- **Set problem**: Exactly as written, retype the listing below, omitting the pictures.

- **Information shown**:
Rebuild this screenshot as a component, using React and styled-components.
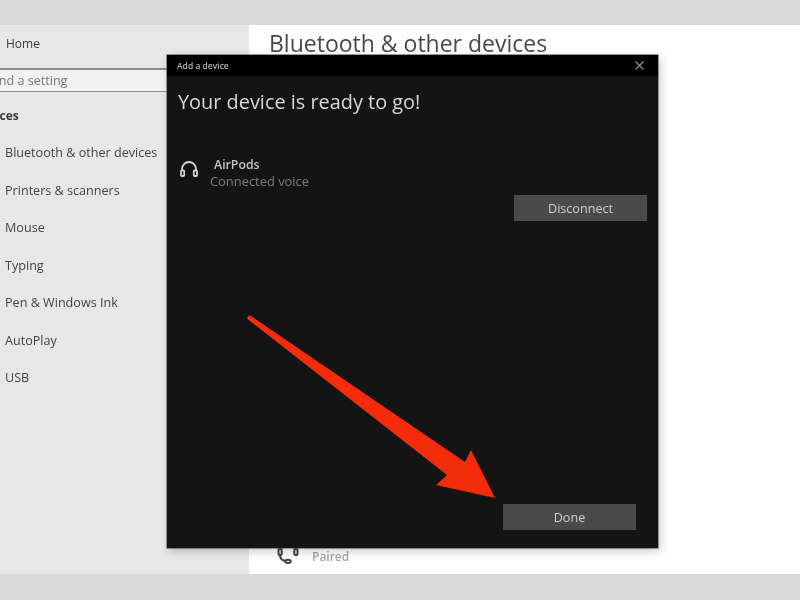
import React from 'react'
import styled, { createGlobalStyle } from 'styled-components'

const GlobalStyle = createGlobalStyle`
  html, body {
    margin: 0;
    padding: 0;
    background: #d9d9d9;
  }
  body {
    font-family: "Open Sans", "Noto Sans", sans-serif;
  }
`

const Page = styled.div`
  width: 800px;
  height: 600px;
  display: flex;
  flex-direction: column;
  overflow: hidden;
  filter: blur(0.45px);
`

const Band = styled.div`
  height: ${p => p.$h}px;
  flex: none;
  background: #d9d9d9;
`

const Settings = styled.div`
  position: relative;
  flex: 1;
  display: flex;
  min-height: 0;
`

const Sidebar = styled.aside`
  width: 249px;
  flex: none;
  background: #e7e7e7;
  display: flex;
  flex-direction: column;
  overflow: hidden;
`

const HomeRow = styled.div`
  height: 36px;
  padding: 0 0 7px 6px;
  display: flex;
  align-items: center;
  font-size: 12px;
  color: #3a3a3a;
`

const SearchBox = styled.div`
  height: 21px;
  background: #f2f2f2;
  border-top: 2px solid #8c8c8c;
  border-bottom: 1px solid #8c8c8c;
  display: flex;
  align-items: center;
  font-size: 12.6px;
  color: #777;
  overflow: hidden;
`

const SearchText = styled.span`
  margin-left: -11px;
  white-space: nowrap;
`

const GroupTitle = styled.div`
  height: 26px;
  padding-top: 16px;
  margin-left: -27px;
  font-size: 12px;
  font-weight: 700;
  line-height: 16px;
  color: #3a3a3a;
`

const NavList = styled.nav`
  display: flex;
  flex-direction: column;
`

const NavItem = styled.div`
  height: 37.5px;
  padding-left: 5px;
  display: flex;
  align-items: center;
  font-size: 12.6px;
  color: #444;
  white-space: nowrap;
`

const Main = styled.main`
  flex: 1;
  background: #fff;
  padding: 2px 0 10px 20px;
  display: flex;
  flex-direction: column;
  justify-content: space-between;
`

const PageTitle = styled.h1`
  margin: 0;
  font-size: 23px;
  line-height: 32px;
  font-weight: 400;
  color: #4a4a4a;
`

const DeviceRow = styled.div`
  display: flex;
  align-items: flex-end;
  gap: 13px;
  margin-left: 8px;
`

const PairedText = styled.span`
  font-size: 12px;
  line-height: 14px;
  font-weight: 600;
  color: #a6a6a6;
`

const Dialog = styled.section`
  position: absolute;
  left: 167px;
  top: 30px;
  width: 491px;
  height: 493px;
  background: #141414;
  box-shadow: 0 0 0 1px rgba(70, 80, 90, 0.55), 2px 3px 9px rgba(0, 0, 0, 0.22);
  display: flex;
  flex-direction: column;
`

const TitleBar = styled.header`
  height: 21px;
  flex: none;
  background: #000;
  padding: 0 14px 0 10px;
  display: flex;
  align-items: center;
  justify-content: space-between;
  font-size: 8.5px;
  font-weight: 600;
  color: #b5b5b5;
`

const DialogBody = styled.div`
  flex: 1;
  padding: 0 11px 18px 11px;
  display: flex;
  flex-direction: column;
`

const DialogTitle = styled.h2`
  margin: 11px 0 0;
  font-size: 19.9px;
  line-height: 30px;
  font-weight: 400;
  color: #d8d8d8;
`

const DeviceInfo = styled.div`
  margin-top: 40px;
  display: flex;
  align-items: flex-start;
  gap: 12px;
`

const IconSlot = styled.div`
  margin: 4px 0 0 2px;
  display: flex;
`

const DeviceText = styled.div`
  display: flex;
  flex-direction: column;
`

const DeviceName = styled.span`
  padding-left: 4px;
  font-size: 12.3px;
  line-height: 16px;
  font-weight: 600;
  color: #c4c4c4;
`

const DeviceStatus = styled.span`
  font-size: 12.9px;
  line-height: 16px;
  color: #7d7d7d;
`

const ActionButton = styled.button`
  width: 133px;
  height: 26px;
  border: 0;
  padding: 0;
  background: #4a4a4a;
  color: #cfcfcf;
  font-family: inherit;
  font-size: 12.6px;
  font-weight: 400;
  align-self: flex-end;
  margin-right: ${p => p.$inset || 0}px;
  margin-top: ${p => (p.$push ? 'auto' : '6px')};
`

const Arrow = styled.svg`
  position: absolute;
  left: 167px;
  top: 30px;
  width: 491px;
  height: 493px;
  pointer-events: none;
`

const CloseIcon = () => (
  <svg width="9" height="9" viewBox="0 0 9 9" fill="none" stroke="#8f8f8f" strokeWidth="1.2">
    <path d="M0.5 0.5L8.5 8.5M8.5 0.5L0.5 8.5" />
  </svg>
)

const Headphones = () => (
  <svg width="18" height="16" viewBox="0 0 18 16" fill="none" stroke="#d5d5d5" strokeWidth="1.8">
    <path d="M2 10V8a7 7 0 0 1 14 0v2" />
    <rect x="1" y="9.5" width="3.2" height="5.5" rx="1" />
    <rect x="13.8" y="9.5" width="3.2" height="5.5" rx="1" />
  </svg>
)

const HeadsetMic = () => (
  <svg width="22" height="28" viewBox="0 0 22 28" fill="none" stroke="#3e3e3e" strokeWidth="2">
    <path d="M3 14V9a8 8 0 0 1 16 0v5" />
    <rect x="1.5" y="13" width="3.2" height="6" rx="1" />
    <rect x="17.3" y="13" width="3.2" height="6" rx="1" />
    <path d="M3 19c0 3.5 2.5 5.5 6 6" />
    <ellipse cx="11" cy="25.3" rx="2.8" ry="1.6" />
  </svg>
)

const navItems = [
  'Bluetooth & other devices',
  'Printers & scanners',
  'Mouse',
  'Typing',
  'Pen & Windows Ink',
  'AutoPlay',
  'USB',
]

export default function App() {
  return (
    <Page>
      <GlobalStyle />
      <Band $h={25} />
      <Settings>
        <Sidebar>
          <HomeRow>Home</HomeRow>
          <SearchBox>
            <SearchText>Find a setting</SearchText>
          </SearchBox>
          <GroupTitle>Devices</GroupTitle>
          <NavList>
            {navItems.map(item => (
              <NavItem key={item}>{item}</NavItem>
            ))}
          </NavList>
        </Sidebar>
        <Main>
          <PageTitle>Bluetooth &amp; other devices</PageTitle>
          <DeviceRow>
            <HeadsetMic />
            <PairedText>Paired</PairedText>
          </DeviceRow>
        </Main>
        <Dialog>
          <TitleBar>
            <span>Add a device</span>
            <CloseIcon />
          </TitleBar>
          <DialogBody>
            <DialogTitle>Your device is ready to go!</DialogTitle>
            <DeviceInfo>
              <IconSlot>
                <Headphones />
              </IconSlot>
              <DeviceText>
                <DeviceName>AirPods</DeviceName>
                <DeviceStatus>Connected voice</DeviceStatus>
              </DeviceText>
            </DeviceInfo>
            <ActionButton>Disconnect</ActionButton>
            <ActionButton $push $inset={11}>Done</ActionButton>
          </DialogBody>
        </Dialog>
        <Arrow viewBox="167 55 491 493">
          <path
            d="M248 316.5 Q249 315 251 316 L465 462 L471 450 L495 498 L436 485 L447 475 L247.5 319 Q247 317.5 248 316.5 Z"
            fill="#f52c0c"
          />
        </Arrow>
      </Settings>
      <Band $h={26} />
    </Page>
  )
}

- **Exercise solution**:
Rebuild this screenshot as a component, using React and styled-components.
import React from 'react'
import styled, { createGlobalStyle } from 'styled-components'

const GlobalStyle = createGlobalStyle`
  html, body {
    margin: 0;
    padding: 0;
    background: #d9d9d9;
  }
  body {
    font-family: "Open Sans", "Noto Sans", sans-serif;
  }
`

const Page = styled.div`
  width: 800px;
  height: 600px;
  display: flex;
  flex-direction: column;
  overflow: hidden;
  filter: blur(0.45px);
`

const Band = styled.div`
  height: ${p => p.$h}px;
  flex: none;
  background: #d9d9d9;
`

const Settings = styled.div`
  position: relative;
  flex: 1;
  display: flex;
  min-height: 0;
`

const Sidebar = styled.aside`
  width: 249px;
  flex: none;
  background: #e7e7e7;
  display: flex;
  flex-direction: column;
  overflow: hidden;
`

const HomeRow = styled.div`
  height: 36px;
  padding: 0 0 7px 6px;
  display: flex;
  align-items: center;
  font-size: 12px;
  color: #3a3a3a;
`

const SearchBox = styled.div`
  height: 21px;
  background: #f2f2f2;
  border-top: 2px solid #8c8c8c;
  border-bottom: 1px solid #8c8c8c;
  display: flex;
  align-items: center;
  font-size: 12.6px;
  color: #777;
  overflow: hidden;
`

const SearchText = styled.span`
  margin-left: -11px;
  white-space: nowrap;
`

const GroupTitle = styled.div`
  height: 26px;
  padding-top: 16px;
  margin-left: -27px;
  font-size: 12px;
  font-weight: 700;
  line-height: 16px;
  color: #3a3a3a;
`

const NavList = styled.nav`
  display: flex;
  flex-direction: column;
`

const NavItem = styled.div`
  height: 37.5px;
  padding-left: 5px;
  display: flex;
  align-items: center;
  font-size: 12.6px;
  color: #444;
  white-space: nowrap;
`

const Main = styled.main`
  flex: 1;
  background: #fff;
  padding: 2px 0 10px 20px;
  display: flex;
  flex-direction: column;
  justify-content: space-between;
`

const PageTitle = styled.h1`
  margin: 0;
  font-size: 23px;
  line-height: 32px;
  font-weight: 400;
  color: #4a4a4a;
`

const DeviceRow = styled.div`
  display: flex;
  align-items: flex-end;
  gap: 13px;
  margin-left: 8px;
`

const PairedText = styled.span`
  font-size: 12px;
  line-height: 14px;
  font-weight: 600;
  color: #a6a6a6;
`

const Dialog = styled.section`
  position: absolute;
  left: 167px;
  top: 30px;
  width: 491px;
  height: 493px;
  background: #141414;
  box-shadow: 0 0 0 1px rgba(70, 80, 90, 0.55), 2px 3px 9px rgba(0, 0, 0, 0.22);
  display: flex;
  flex-direction: column;
`

const TitleBar = styled.header`
  height: 21px;
  flex: none;
  background: #000;
  padding: 0 14px 0 10px;
  display: flex;
  align-items: center;
  justify-content: space-between;
  font-size: 8.5px;
  font-weight: 600;
  color: #b5b5b5;
`

const DialogBody = styled.div`
  flex: 1;
  padding: 0 11px 18px 11px;
  display: flex;
  flex-direction: column;
`

const DialogTitle = styled.h2`
  margin: 11px 0 0;
  font-size: 19.9px;
  line-height: 30px;
  font-weight: 400;
  color: #d8d8d8;
`

const DeviceInfo = styled.div`
  margin-top: 40px;
  display: flex;
  align-items: flex-start;
  gap: 12px;
`

const IconSlot = styled.div`
  margin: 4px 0 0 2px;
  display: flex;
`

const DeviceText = styled.div`
  display: flex;
  flex-direction: column;
`

const DeviceName = styled.span`
  padding-left: 4px;
  font-size: 12.3px;
  line-height: 16px;
  font-weight: 600;
  color: #c4c4c4;
`

const DeviceStatus = styled.span`
  font-size: 12.9px;
  line-height: 16px;
  color: #7d7d7d;
`

const ActionButton = styled.button`
  width: 133px;
  height: 26px;
  border: 0;
  padding: 0;
  background: #4a4a4a;
  color: #cfcfcf;
  font-family: inherit;
  font-size: 12.6px;
  font-weight: 400;
  align-self: flex-end;
  margin-right: ${p => p.$inset || 0}px;
  margin-top: ${p => (p.$push ? 'auto' : '6px')};
`

const Arrow = styled.svg`
  position: absolute;
  left: 167px;
  top: 30px;
  width: 491px;
  height: 493px;
  pointer-events: none;
`

const CloseIcon = () => (
  <svg width="9" height="9" viewBox="0 0 9 9" fill="none" stroke="#8f8f8f" strokeWidth="1.2">
    <path d="M0.5 0.5L8.5 8.5M8.5 0.5L0.5 8.5" />
  </svg>
)

const Headphones = () => (
  <svg width="18" height="16" viewBox="0 0 18 16" fill="none" stroke="#d5d5d5" strokeWidth="1.8">
    <path d="M2 10V8a7 7 0 0 1 14 0v2" />
    <rect x="1" y="9.5" width="3.2" height="5.5" rx="1" />
    <rect x="13.8" y="9.5" width="3.2" height="5.5" rx="1" />
  </svg>
)

const HeadsetMic = () => (
  <svg width="22" height="28" viewBox="0 0 22 28" fill="none" stroke="#3e3e3e" strokeWidth="2">
    <path d="M3 14V9a8 8 0 0 1 16 0v5" />
    <rect x="1.5" y="13" width="3.2" height="6" rx="1" />
    <rect x="17.3" y="13" width="3.2" height="6" rx="1" />
    <path d="M3 19c0 3.5 2.5 5.5 6 6" />
    <ellipse cx="11" cy="25.3" rx="2.8" ry="1.6" />
  </svg>
)

const navItems = [
  'Bluetooth & other devices',
  'Printers & scanners',
  'Mouse',
  'Typing',
  'Pen & Windows Ink',
  'AutoPlay',
  'USB',
]

export default function App() {
  return (
    <Page>
      <GlobalStyle />
      <Band $h={25} />
      <Settings>
        <Sidebar>
          <HomeRow>Home</HomeRow>
          <SearchBox>
            <SearchText>Find a setting</SearchText>
          </SearchBox>
          <GroupTitle>Devices</GroupTitle>
          <NavList>
            {navItems.map(item => (
              <NavItem key={item}>{item}</NavItem>
            ))}
          </NavList>
        </Sidebar>
        <Main>
          <PageTitle>Bluetooth &amp; other devices</PageTitle>
          <DeviceRow>
            <HeadsetMic />
            <PairedText>Paired</PairedText>
          </DeviceRow>
        </Main>
        <Dialog>
          <TitleBar>
            <span>Add a device</span>
            <CloseIcon />
          </TitleBar>
          <DialogBody>
            <DialogTitle>Your device is ready to go!</DialogTitle>
            <DeviceInfo>
              <IconSlot>
                <Headphones />
              </IconSlot>
              <DeviceText>
                <DeviceName>AirPods</DeviceName>
                <DeviceStatus>Connected voice</DeviceStatus>
              </DeviceText>
            </DeviceInfo>
            <ActionButton>Disconnect</ActionButton>
            <ActionButton $push $inset={11}>Done</ActionButton>
          </DialogBody>
        </Dialog>
        <Arrow viewBox="167 55 491 493">
          <path
            d="M248 316.5 Q249 315 251 316 L465 462 L471 450 L495 498 L436 485 L447 475 L247.5 319 Q247 317.5 248 316.5 Z"
            fill="#f52c0c"
          />
        </Arrow>
      </Settings>
      <Band $h={26} />
    </Page>
  )
}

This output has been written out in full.